Example: Suppose you have a table of Customers where each customer is associated with multiple orders. You want to concatenate the order IDs for each customer.
SELECT customer_id, STRING_AGG(order_id, ', ') AS Orders
FROM Orders
GROUP BY customer_id;
STRING_AGG()
ignores NULL values. It concatenates only the non-NULL values.
Practical Use Cases of string function
- Standardizing Names
Ensure that all customer names are stored in a consistent format by converting them to uppercase and removing extra spaces.
SELECT UPPER(LTRIM(RTRIM(first_name))) AS Standardizedfirst_name
FROM Customers;
- Searching by Partial Strings
Often, a search might involve a partial string. Use CHARINDEX()
to find customers whose names contain specific keywords.
SELECT first_name
FROM Customers
WHERE CHARINDEX('Smith', first_name) > 0;
- Masking Sensitive Information
Display only partial information for sensitive data, such as showing only the last four digits of a customer’s social security number.
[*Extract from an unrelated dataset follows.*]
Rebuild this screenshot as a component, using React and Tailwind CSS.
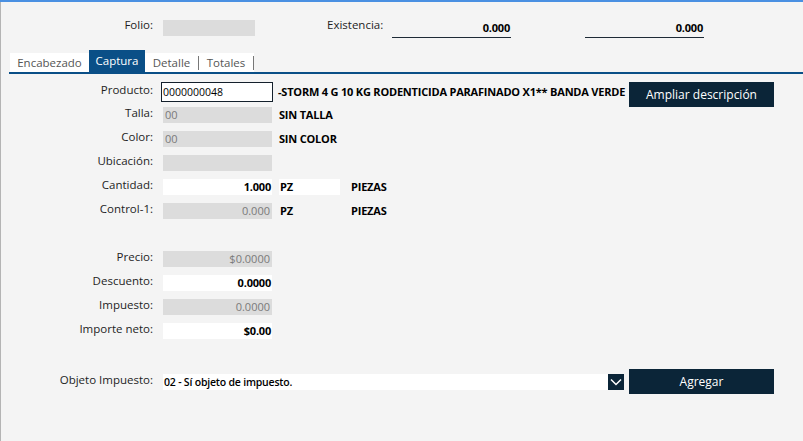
import React from "react";

const font = { fontFamily: '"Open Sans", "Noto Sans", sans-serif' };

function Label({ children, className = "" }) {
  return (
    <div className={`w-[153px] shrink-0 text-right pr-[1px] text-[11.5px] leading-[16px] text-[#1e1e1e] ${className}`}>
      {children}
    </div>
  );
}

function Gray({ children, align = "left" }) {
  return (
    <div
      className={`ml-[9px] w-[109px] h-[16px] bg-[#dcdcdc] text-[11px] leading-[16px] text-[#7a7a7a] px-[2px] ${
        align === "right" ? "text-right" : "text-left"
      }`}
    >
      {children}
    </div>
  );
}

function White({ children }) {
  return (
    <div className="ml-[9px] w-[109px] h-[16px] bg-white text-[11px] leading-[16px] text-black font-bold text-right px-[1px] tracking-[-0.2px]">
      {children}
    </div>
  );
}

function Bold({ children, className = "" }) {
  return <div className={`text-[11px] font-bold text-black tracking-[-0.2px] whitespace-nowrap ${className}`}>{children}</div>;
}

export default function App() {
  return (
    <div
      style={font}
      className="w-[803px] h-[441px] bg-[#f4f4f4] border-t-2 border-[#4a90e2] relative overflow-hidden"
    >
      <div className="h-full border-l border-[#b4b4b4] flex flex-col">
        {/* Header */}
        <div className="flex items-start mt-[18px] h-[20px]">
          <Label className="-mt-[3px]">Folio:</Label>
          <div className="ml-[9px] w-[92px] h-[16px] bg-[#dcdcdc]" />
          <div className="ml-[72px] -mt-[3px] text-[11.5px] leading-[16px] text-[#1e1e1e] w-[65px]">Existencia:</div>
          <div className="w-[119px] h-[18px] border-b border-[#1e2a36] text-right text-[11px] font-bold leading-[16px] text-black pr-[1px] tracking-[-0.2px]">
            0.000
          </div>
          <div className="ml-[74px] w-[119px] h-[18px] border-b border-[#1e2a36] text-right text-[11px] font-bold leading-[16px] text-black pr-[1px] tracking-[-0.2px]">
            0.000
          </div>
        </div>

        {/* Tabs */}
        <div className="mt-[10px] ml-[8px] pl-[1px] flex items-end border-b-2 border-[#0a4f87] h-[24px]">
          <div className="w-[79px] h-[19px] bg-white text-[11.5px] leading-[19px] text-[#555] text-center">
            Encabezado
          </div>
          <div className="w-[56px] h-[22px] bg-[#0a4f87] text-[11.5px] leading-[22px] text-white text-center">
            Captura
          </div>
          <div className="h-[19px] bg-white flex items-center text-[11.5px] text-[#555]">
            <div className="w-[54px] text-center border-r border-[#777] leading-[14px]">Detalle</div>
            <div className="w-[55px] text-center border-r border-[#777] leading-[14px]">Totales</div>
          </div>
        </div>

        {/* Body */}
        <div className="mt-[8px] flex flex-col">
          {/* Producto */}
          <div className="flex items-center h-[20px]">
            <Label className="-mt-[4px]">Producto:</Label>
            <div className="ml-[7px] w-[112px] h-[20px] border border-[#14202c] bg-white text-[10.5px] leading-[18px] text-black px-[1px]">
              0000000048
            </div>
            <Bold className="ml-[5px] w-[351px]">
              -STORM 4 G 10 KG RODENTICIDA PARAFINADO X1** BANDA VERDE
            </Bold>
            <div className="w-[145px] h-[25px] mt-[5px] bg-[#0b2538] text-white text-[12px] leading-[25px] text-center">
              Ampliar descripción
            </div>
          </div>

          <div className="flex items-center h-[16px] mt-[5px]">
            <Label className="-mt-[4px]">Talla:</Label>
            <Gray>00</Gray>
            <Bold className="ml-[7px]">SIN TALLA</Bold>
          </div>
          <div className="flex items-center h-[16px] mt-[8px]">
            <Label className="-mt-[4px]">Color:</Label>
            <Gray>00</Gray>
            <Bold className="ml-[7px]">SIN COLOR</Bold>
          </div>
          <div className="flex items-center h-[16px] mt-[8px]">
            <Label className="-mt-[4px]">Ubicación:</Label>
            <Gray></Gray>
          </div>
          <div className="flex items-center h-[16px] mt-[8px]">
            <Label className="-mt-[4px]">Cantidad:</Label>
            <White>1.000</White>
            <div className="ml-[7px] w-[61px] h-[16px] bg-white text-[11px] font-bold leading-[16px] text-black px-[1px] tracking-[-0.2px]">PZ</div>
            <Bold className="ml-[11px]">PIEZAS</Bold>
          </div>
          <div className="flex items-center h-[16px] mt-[8px]">
            <Label className="-mt-[4px]">Control-1:</Label>
            <Gray align="right">0.000</Gray>
            <div className="ml-[7px] w-[61px] h-[16px] text-[11px] font-bold leading-[16px] text-black px-[1px] tracking-[-0.2px]">PZ</div>
            <Bold className="ml-[11px]">PIEZAS</Bold>
          </div>

          <div className="flex items-center h-[16px] mt-[32px]">
            <Label className="-mt-[4px]">Precio:</Label>
            <Gray align="right">$0.0000</Gray>
          </div>
          <div className="flex items-center h-[16px] mt-[8px]">
            <Label className="-mt-[4px]">Descuento:</Label>
            <White>0.0000</White>
          </div>
          <div className="flex items-center h-[16px] mt-[8px]">
            <Label className="-mt-[4px]">Impuesto:</Label>
            <Gray align="right">0.0000</Gray>
          </div>
          <div className="flex items-center h-[16px] mt-[8px]">
            <Label className="-mt-[4px]">Importe neto:</Label>
            <White>$0.00</White>
          </div>

          {/* Objeto impuesto */}
          <div className="flex items-center h-[25px] mt-[30px]">
            <Label className="-mt-[4px]">Objeto Impuesto:</Label>
            <div className="ml-[9px] w-[445px] h-[16px] bg-white text-[10.5px] font-semibold leading-[16px] text-black px-[1px] tracking-[-0.2px]">
              02 - Sí objeto de impuesto.
            </div>
            <div className="w-[16px] h-[16px] bg-[#0b2538] flex items-center justify-center">
              <svg width="12" height="8" viewBox="0 0 12 8">
                <path d="M1 1.5 L6 6.5 L11 1.5" stroke="#fff" strokeWidth="1.5" fill="none" />
              </svg>
            </div>
            <div className="ml-[5px] w-[145px] h-[25px] bg-[#0b2538] text-white text-[12px] leading-[25px] text-center">
              Agregar
            </div>
          </div>
        </div>
      </div>
    </div>
  );
}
SELECT CONCAT('***-**-', RIGHT(SSN, 4)) AS MaskedSSN
FROM Customers;
- Data Cleanup
Use REPLACE()
to clean up common data entry errors, such as converting common abbreviations.
UPDATE Customers
SET Address = REPLACE(Address, 'St.', 'Street')
WHERE CHARINDEX('St.', Address) > 0;
Conclusion
String functions in MS SQL provide powerful tools to manipulate, clean, and format text-based data. They are essential for standardizing customer data, improving search functionality, and cleaning up inconsistent or incorrectly entered data. By mastering these functions, you can enhance your SQL queries' performance and usability, particularly when handling complex text fields in a datasets.
Asked in Interview
- What is the difference between CHARINDEX() and PATINDEX()?
- How do you concatenate two strings in SQL?
- How do you extract a substring from a string in SQL?
- How do you remove characters from a string?
- How do you remove leading and trailing spaces from a string?
- How do you find the position of a substring in a string in SQL?
- Can you convert a row into column using string function?